In 2011, Adem collaborated with folk music group Lau to create the Ghosts EP under the name Lau vs Adem.

Since 2014, Ilhan has been performing with Philip Selway's band and opened for Selway on his 2015 US tour.

After years of collaborations by production and session-playing, Adem released a new solo album, seconds are acorns, in October 2015. The first single from it, "Snow in April", received its first radio airplay on BBC 6 Music in August.

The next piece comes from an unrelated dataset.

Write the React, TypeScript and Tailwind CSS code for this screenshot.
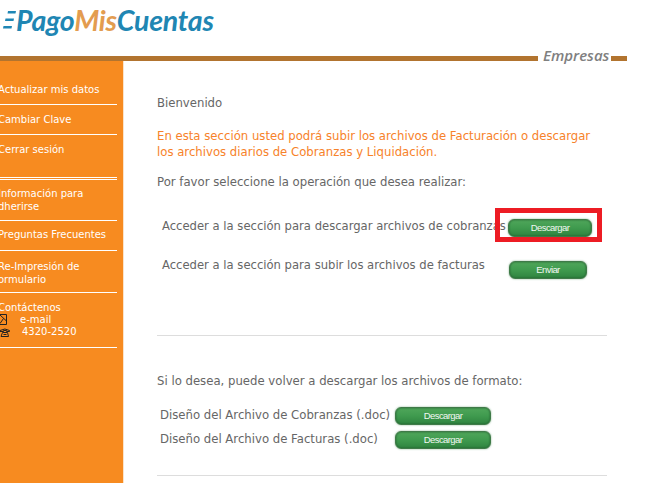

Ilhan has also been involved in film and television soundtracks. He was musical director and co-wrote the original tracks for the 2019 film Yesterday, and soundtracked several productions, including In the Loop (2009) and Avenue 5 (2020) (both by Armando Iannucci), and David Farr's film The Ones Below (2015). He produced the original songs and the official soundtrack album of The Ballad of Wallis Island (2025).

==Discography==

===Solo albums===
- Homesongs (29 March 2004)
- Love and Other Planets (24 April 2006)
- Takes (12 May 2008)
- seconds are acorns (16 October 2015)

===Singles===
- "These Are Your Friends" (17 May 2004) (CD/10")
- "Ringing in My Ear" (13 September 2004) (CD/7")
- "Waves" (19 June 2006) (only as a download on iTunes 'Free Single of The Week')
- "Launch Yourself" (2007) (CD/7") UK No. 157

==Other work==
- Ilhan contributed a cover of Jeff Buckley's "Mojo Pin" for the 2005 tribute album Dream Brother: The Songs of Tim and Jeff Buckley.
- Ilhan plays the bass and sings on English folk supergroup The Memory Band's 2006 album Apron Strings.
- Ilhan is the founder and organiser of the Homefires Festival, which takes place at the Conway Hall in London, UK.
- Ilhan remixed the track "Welcome, Ghosts" for a special edition release of Explosions in the Sky's 2007 album All of a Sudden I Miss Everyone.
- Ilhan plays on Vashti Bunyan's 2005 album Lookaftering
- Ilhan sang a cover of Johnny Cash's "I Walk the Line" for a 2006 Levi's "Slim Straight" Jeans commercial.
- Vocals by Ilhan are featured on two tracks from the Emma Pollock album, The Law of Large Numbers; Letters To Strangers and Chemistry Will Find Me.
- Ilhan mastered the single version of "You Only Went Out to Get Drunk Last Night" by Kid Canaveral, released in May 2010.
- Ilhan collaborated with Lau on the EP Ghosts (credited to Lau vs Adem, 2011).
- Ilhan participated in the recording of Philip Selway's 2014 solo album Weatherhouse.

==Personal life==
Ilhan grew up in London; his father had emigrated from Turkey. He attended the Elliott School in Putney, which had gained a reputation of nurturing talented musicians, with Ilhan being the contemporary of artists including Kieran Hebden, members of Hot Chip and members of the Elysian Quartet, all of whom he has later collaborated with. He also attended the University of Warwick for a degree in mathematics. In December 2006 Ilhan played a free concert in Barrhead Community Library, commenting: "I love libraries. [...] The existence of public libraries is one of my favourite achievements of human kind".

Ilhan is deaf in one ear. After many years in London, he and his family now live in Margate.